Al governatore dell’Abruzzo, Luciano D’Alfonso, appassionato studioso di diritto, non sfuggirà certamente il significato della vecchia massima latina simul stabunt simul cadent. Insieme staranno, insieme cadranno. Che riassume esattamente ciò che potrebbe capitare alla Regione da lui presieduta. D’Alfonso, infatti, è candidato a Palazzo Madama nel listino blindato del Pd e la sua elezione è praticamente scontata. Ma, non appena sarà proclamato senatore, inizieranno a decorrere i termini di legge entro i quali dovrà optare tra la carica di parlamentare e quella di presidente di Regione, incompatibili tra loro. E se, come presumibile, scegliesse la prima, per “portare l’Abruzzo al governo”, per dirla con le parole del governatore, lo stesso Abruzzo rischierebbe di tornare al voto circa un anno prima della scadenza naturale della legislatura regionale fissata a maggio 2019.
Avvisi tecnici – Il motivo? Lo spiega un parere del Servizio legislativo della stessa Regione presieduta da D’Alfonso. Emesso su richiesta del gruppo consiliare del Movimento 5 Stelle. E nel quale si sottolinea, nero su bianco, che “l’eventuale decadenza, o le dimissioni, del Presidente della Giunta regionale, eletto a suffragio universale e diretto nel sistema di governo neoparlamentare delineato dalla Costituzione, oltre a non dar luogo a surroga, comportano lo scioglimento del consiglio regionale, l’interruzione anticipata secondo il noto principio del simul stabunt simul cadent e quindi il ritorno alle elezioni”. Insomma, la candidatura di D’Alfonso, governatore dal 26 maggio 2014, potrebbe avere seri risvolti sul futuro delle istituzioni regionali. Anche tenuto conto che il parere dei tecnici esclude ogni ipotesi di “surroga”, cioè di sostituzione. Una volta decaduto D’Alfonso, quindi, neppure il suo vice Giovanni Lolli potrebbe rimpiazzarlo per portare a conclusione la legislatura. L’unica strada sarebbe tornare al voto. “La data di scioglimento del Consiglio (regionale, ndr) – si legge ancora nel documento dei tecnici – costituisce il dies a quo (il giorno dal quale, ndr) da cui decorrono di norma i tre mesi per lo svolgimento delle nuove elezioni, in ragione delle disposizioni statutarie e legislative” vigenti. Ma D’Alfonso non è l’unico governatore del Pd candidato alle Politiche. Si prepara a traslocare dalla Regione Friuli Venezia Giulia per tornare a Montecitorio anche la collega Debora Serracchiani, ma il suo mandato scadrà il prossimo 25 aprile. E a differenza dell’Abruzzo, il Friuli tornerà alle urne per il rinnovo del Consiglio regionale alla scadenza naturale della legislatura.

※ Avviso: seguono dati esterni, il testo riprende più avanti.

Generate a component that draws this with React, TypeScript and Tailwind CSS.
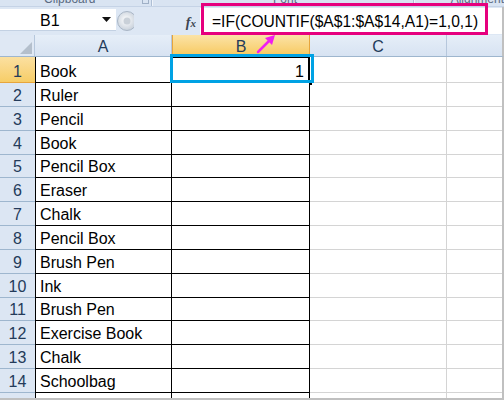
import React from "react";

const items = [
  "Book",
  "Ruler",
  "Pencil",
  "Book",
  "Pencil Box",
  "Eraser",
  "Chalk",
  "Pencil Box",
  "Brush Pen",
  "Ink",
  "Brush Pen",
  "Exercise Book",
  "Chalk",
  "Schoolbag",
];

// row heights include the bottom gridline
const heights = [26, 24, 24, 24, 23, 24, 24, 24, 24, 24, 23, 24, 24, 24];

function RibbonStrip() {
  return (
    <div className="flex h-[7px] overflow-hidden bg-[#d9e4f2] border-b border-[#c5d3e6] text-[12px] text-[#5a6b82]">
      <div className="relative w-[140px] flex justify-center">
        <span className="-mt-[8px] leading-[14px]">Clipboard</span>
      </div>
      <div className="w-[12px] flex justify-center">
        <div className="-mt-[3px] w-[7px] h-[7px] border border-[#9fb0c6]" />
      </div>
      <div className="w-[2px] border-l border-[#aebfd5] bg-white/60" />
      <div className="w-[150px] flex justify-end pr-[6px]">
        <span className="-mt-[8px] leading-[14px]">Font</span>
      </div>
      <div className="w-[110px]" />
      <div className="w-[2px] border-l border-[#aebfd5] bg-white/60" />
      <div className="flex-1 flex pl-[36px]">
        <span className="-mt-[8px] leading-[14px]">Alignment</span>
      </div>
    </div>
  );
}

function FormulaBar() {
  return (
    <div className="flex h-[28px] bg-[#dde7f4] border-r-2 border-[#c0c0c0]">
      <div className="mt-[2px] h-[22px] w-[116px] bg-white border-b border-[#c3d1e3] flex items-center">
        <span className="ml-[40px] mt-[2px] text-[16px] leading-none text-black">B1</span>
        <svg className="ml-auto mr-[5px]" width="9" height="5" viewBox="0 0 9 5">
          <path d="M0 0 L9 0 L4.5 5 Z" fill="#111" />
        </svg>
      </div>
      <div className="w-[22px] flex items-center justify-start">
        <svg width="18" height="22" viewBox="0 0 18 22">
          <defs>
            <radialGradient id="knob" cx="0.45" cy="0.45" r="0.6">
              <stop offset="0" stopColor="#ffffff" />
              <stop offset="1" stopColor="#c4cdd8" />
            </radialGradient>
          </defs>
          <circle cx="11" cy="11" r="9.5" fill="url(#knob)" stroke="#a9b6c6" />
          <circle cx="11" cy="11" r="3.5" fill="#c9d0d8" />
        </svg>
      </div>
      <div className="w-[62px] flex items-center justify-end pr-[4px]">
        <span className="mt-[2px] font-['Liberation_Serif',serif] italic font-bold text-[14px] text-[#3c4450]">
          f<span className="text-[11px]">x</span>
        </span>
      </div>
      <div className="mt-[1px] h-[26px] flex-1 bg-white flex items-center pl-[12px]">
        <span className="mt-[2px] text-[15.6px] leading-none text-black whitespace-nowrap">
          =IF(COUNTIF($A$1:$A$14,A1)=1,0,1)
        </span>
      </div>
    </div>
  );
}

function HeaderRow() {
  return (
    <div className="flex h-[22px] border-b border-[#9eb6ce] border-r-2 border-r-[#c0c0c0] text-[16px] leading-none text-[#243b5a]">
      <div className="w-[35px] bg-[#dfe8f4] border-r border-[#b6c7dc] flex items-end justify-end p-[2px]">
        <svg width="12" height="12" viewBox="0 0 12 12">
          <path d="M12 0 L12 12 L0 12 Z" fill="#b4bfcc" />
        </svg>
      </div>
      <div className="w-[137px] pt-[3px] bg-gradient-to-b from-[#e6eef8] to-[#d7e3f2] border-r border-[#b6c7dc] flex items-center justify-center">
        A
      </div>
      <div className="w-[138px] pt-[3px] bg-gradient-to-b from-[#fbe3a6] to-[#f7c95c] border-x border-[#e7a53c] flex items-center justify-center">
        B
      </div>
      <div className="w-[137px] pt-[3px] bg-gradient-to-b from-[#e6eef8] to-[#d7e3f2] border-r border-[#b6c7dc] flex items-center justify-center">
        C
      </div>
      <div className="flex-1 bg-gradient-to-b from-[#e6eef8] to-[#d7e3f2]" />
    </div>
  );
}

function DataRow({ n, text, h }: { n: number; text: string; h: number }) {
  const selected = n === 1;
  return (
    <div className="flex border-r-2 border-[#c0c0c0] text-[16px] leading-[16px]" style={{ height: h }}>
      <div
        className={`w-[35px] flex items-end justify-center pb-[2px] border-b ${
          selected
            ? "bg-gradient-to-b from-[#fbe0a0] to-[#f7cd66] border-[#e7a53c] text-[#243b5a]"
            : "bg-[#dce6f3] border-[#9eb6ce] text-[#243b5a]"
        }`}
      >
        {n}
      </div>
      <div className="w-[137px] border-l border-r border-b border-black flex items-end pl-[4px] pb-[2px] text-black">
        {text}
      </div>
      <div className="relative w-[138px] border-r border-b border-black flex items-end justify-end pr-[5px] pb-[2px] text-black">
        {selected && (
          <>
            <div className="absolute -left-[1px] -top-[1px] w-[139px] h-[26px] border-2 border-black" />
            <div className="absolute -right-[4px] -bottom-[4px] w-[5px] h-[5px] bg-black border border-white" />
          </>
        )}
        {selected ? "1" : ""}
      </div>
      <div className="w-[137px] border-r border-b border-[#d4d4d4]" />
      <div className="flex-1 border-b border-[#d4d4d4]" />
    </div>
  );
}

export default function App() {
  return (
    <div className="relative w-[504px] h-[400px] overflow-hidden bg-white font-['Liberation_Sans',Arial,sans-serif]">
      <RibbonStrip />
      <FormulaBar />
      <HeaderRow />
      {items.map((t, i) => (
        <DataRow key={i} n={i + 1} text={t} h={heights[i]} />
      ))}
      <div className="flex h-[5px] border-r-2 border-[#c0c0c0]">
        <div className="w-[35px] bg-[#dce6f3]" />
        <div className="w-[137px] border-l border-r border-black" />
        <div className="w-[138px] border-r border-black" />
        <div className="w-[137px] border-r border-[#d4d4d4]" />
        <div className="flex-1" />
      </div>
      <div className="h-[3px] bg-[#c0c0c0]" />

      {/* annotations */}
      <div className="absolute left-[201px] top-[3px] w-[287px] h-[32px] border-[3px] border-[#e6007e]" />
      <div className="absolute left-[170px] top-[54px] w-[144px] h-[29px] border-[3px] border-[#00a2e4]" />
      <svg className="absolute left-[254px] top-[32px]" width="24" height="24" viewBox="0 0 24 24">
        <line x1="4" y1="20" x2="17" y2="7" stroke="#f01ef0" strokeWidth="2.5" strokeLinecap="round" />
        <path d="M21 3 L11 6 L18 13 Z" fill="#f01ef0" />
      </svg>
    </div>
  );
}
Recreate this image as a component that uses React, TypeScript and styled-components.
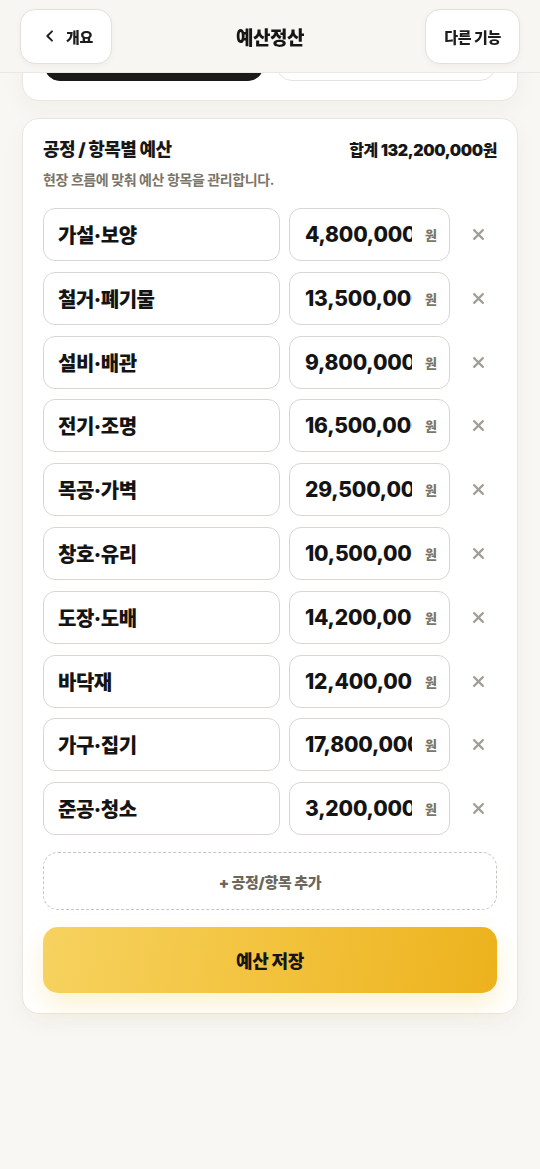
import React from "react";
import styled, { createGlobalStyle } from "styled-components";

const Global = createGlobalStyle`
  * { box-sizing: border-box; }
  html, body { margin: 0; padding: 0; background: #f8f7f3; }
  body {
    font-family: Inter, "Noto Sans CJK KR", "Noto Sans", sans-serif;
    color: #171717;
    -webkit-font-smoothing: antialiased;
  }
`;

const Header = styled.header`
  position: fixed;
  top: 0;
  left: 0;
  right: 0;
  height: 73px;
  z-index: 10;
  background: #f7f6f2;
  border-bottom: 1px solid #ebe8e2;
  display: grid;
  grid-template-columns: 1fr auto 1fr;
  align-items: center;
  padding: 0 20px;
`;

const HeadButton = styled.button<{ $align: "start" | "end" }>`
  justify-self: ${(p) => p.$align};
  height: 55px;
  padding-left: ${(p) => (p.$align === "start" ? "21px" : "18px")};
  padding-right: 18px;
  background: #fff;
  border: 1px solid #e3e0d9;
  border-radius: 15px;
  box-shadow: 0 2px 6px rgba(0, 0, 0, 0.04);
  display: flex;
  align-items: center;
  gap: 8px;
  font-family: inherit;
  font-size: 15px;
  font-weight: 900;
  color: #1d1d1d;
  letter-spacing: -0.3px;
`;

const Title = styled.h1`
  margin: 0;
  font-size: 19px;
  font-weight: 900;
  letter-spacing: -0.5px;
  color: #151515;
`;

const Main = styled.main`
  padding: 10px 22px 40px;
  display: flex;
  flex-direction: column;
  gap: 17px;
`;

const Card = styled.section`
  background: #fff;
  border: 1px solid #e9e6df;
  border-radius: 17px;
  box-shadow: 0 8px 24px rgba(60, 50, 20, 0.04);
`;

const TabCard = styled(Card)`
  padding: 20px 21px 19px;
  display: grid;
  grid-template-columns: 1fr 1fr;
  gap: 12px;
`;

const TabButton = styled.div<{ $active?: boolean }>`
  height: 50px;
  border-radius: 16px;
  background: ${(p) => (p.$active ? "#1a1a1a" : "#fff")};
  border: 1px solid ${(p) => (p.$active ? "#1a1a1a" : "#e6e3dc")};
`;

const BudgetCard = styled(Card)`
  padding: 18px 20px 20px;
`;

const CardHead = styled.div`
  display: flex;
  justify-content: space-between;
  align-items: baseline;
`;

const CardTitle = styled.h2`
  margin: 0;
  font-size: 18px;
  font-weight: 900;
  letter-spacing: -0.5px;
  line-height: 24px;
`;

const Total = styled.div`
  font-size: 16px;
  font-weight: 900;
  letter-spacing: -0.4px;
`;

const Sub = styled.p`
  margin: 9px 0 0;
  font-size: 14px;
  font-weight: 700;
  color: #7b7567;
  letter-spacing: -0.4px;
  line-height: 18px;
`;

const Rows = styled.div`
  margin-top: 19px;
  display: flex;
  flex-direction: column;
  gap: 10.8px;
`;

const Row = styled.div`
  display: grid;
  grid-template-columns: 1fr 161px 38px;
  column-gap: 9px;
  align-items: center;
`;

const Field = styled.div`
  height: 53px;
  border: 1px solid #d9d6d0;
  border-radius: 12px;
  background: #fff;
  display: flex;
  align-items: center;
  overflow: hidden;
`;

const NameInput = styled.input`
  border: none;
  outline: none;
  background: transparent;
  width: 100%;
  padding: 0 14px;
  font-family: inherit;
  font-size: 20px;
  font-weight: 900;
  color: #141414;
  letter-spacing: -0.5px;
`;

const AmountInput = styled(NameInput)`
  flex: 1;
  min-width: 0;
  padding: 0 0 0 15px;
  font-size: 21px;
  font-weight: 800;
  letter-spacing: -0.2px;
`;

const Unit = styled.span`
  flex: none;
  padding: 0 12px 0 13px;
  font-size: 13px;
  font-weight: 900;
  color: #7b7567;
`;

const RemoveBtn = styled.button`
  border: none;
  background: none;
  padding: 0;
  height: 38px;
  display: flex;
  align-items: center;
  justify-content: center;
  color: #a39e95;
`;

const AddButton = styled.button`
  margin-top: 17px;
  width: 100%;
  height: 58px;
  border: 1.5px dashed #c9c5bd;
  border-radius: 15px;
  background: #fff;
  font-family: inherit;
  font-size: 15px;
  font-weight: 900;
  color: #6c665b;
  letter-spacing: -0.3px;
`;

const SaveButton = styled.button`
  margin-top: 17px;
  width: 100%;
  height: 66px;
  border: none;
  border-radius: 15px;
  background: linear-gradient(100deg, #f6d25f 0%, #f2c13a 55%, #ecb21d 100%);
  box-shadow: 0 12px 26px rgba(240, 190, 50, 0.22);
  font-family: inherit;
  font-size: 18px;
  font-weight: 900;
  color: #161616;
  letter-spacing: -0.4px;
`;

const items: [string, string][] = [
  ["가설·보양", "4,800,000"],
  ["철거·폐기물", "13,500,000"],
  ["설비·배관", "9,800,000"],
  ["전기·조명", "16,500,000"],
  ["목공·가벽", "29,500,000"],
  ["창호·유리", "10,500,000"],
  ["도장·도배", "14,200,000"],
  ["바닥재", "12,400,000"],
  ["가구·집기", "17,800,000"],
  ["준공·청소", "3,200,000"],
];

const Chevron = () => (
  <svg width="16" height="16" viewBox="0 0 24 24" fill="none" stroke="#1d1d1d" strokeWidth="2.8" strokeLinecap="round" strokeLinejoin="round">
    <path d="M15 5l-7 7 7 7" />
  </svg>
);

const XIcon = () => (
  <svg width="15" height="15" viewBox="0 0 24 24" fill="none" stroke="currentColor" strokeWidth="3.4" strokeLinecap="round">
    <path d="M5 5l14 14M19 5L5 19" />
  </svg>
);

export default function App() {
  return (
    <>
      <Global />
      <Header>
        <HeadButton $align="start">
          <Chevron />
          개요
        </HeadButton>
        <Title>예산정산</Title>
        <HeadButton $align="end">다른 기능</HeadButton>
      </Header>
      <Main>
        <TabCard>
          <TabButton $active />
          <TabButton />
        </TabCard>
        <BudgetCard>
          <CardHead>
            <CardTitle>공정 / 항목별 예산</CardTitle>
            <Total>합계 132,200,000원</Total>
          </CardHead>
          <Sub>현장 흐름에 맞춰 예산 항목을 관리합니다.</Sub>
          <Rows>
            {items.map(([name, amount]) => (
              <Row key={name}>
                <Field>
                  <NameInput defaultValue={name} />
                </Field>
                <Field>
                  <AmountInput defaultValue={amount} inputMode="numeric" />
                  <Unit>원</Unit>
                </Field>
                <RemoveBtn aria-label="삭제">
                  <XIcon />
                </RemoveBtn>
              </Row>
            ))}
          </Rows>
          <AddButton>+ 공정/항목 추가</AddButton>
          <SaveButton>예산 저장</SaveButton>
        </BudgetCard>
      </Main>
    </>
  );
}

Scontro totale – Ieri, intanto, è andato in scena un nuovo capitolo dello scontro tra il governatore D’Alfonso e i Cinque Stelle. Che, forti del parere da loro richiesto ai tecnici della Regione, sono tornati ad invocare le dimissioni immediate del governatore. “Non può farsi campagna elettorale sfruttando le istituzioni, i soldi della collettività abruzzese e il ruolo di Presidente – attacca la consigliera Sara Marcozzi -. E non certo per renderla un trampolino di lancio personale verso Roma”. La replica di D’Alfonso, che ha annunciato che si taglierà di un terzo lo stipendio da presidente per il tempo dedicato alla campagna elettorale nazionale, arriva dal fedelissimo del governatore Camillo D’Alessandro: “Si avvicina il Carnevale, per cui potremmo prendere le affermazioni del M5S come uno scherzo pari al valore dei coriandoli”. Ergo: “D’Alfonso non deve affatto dimettersi”.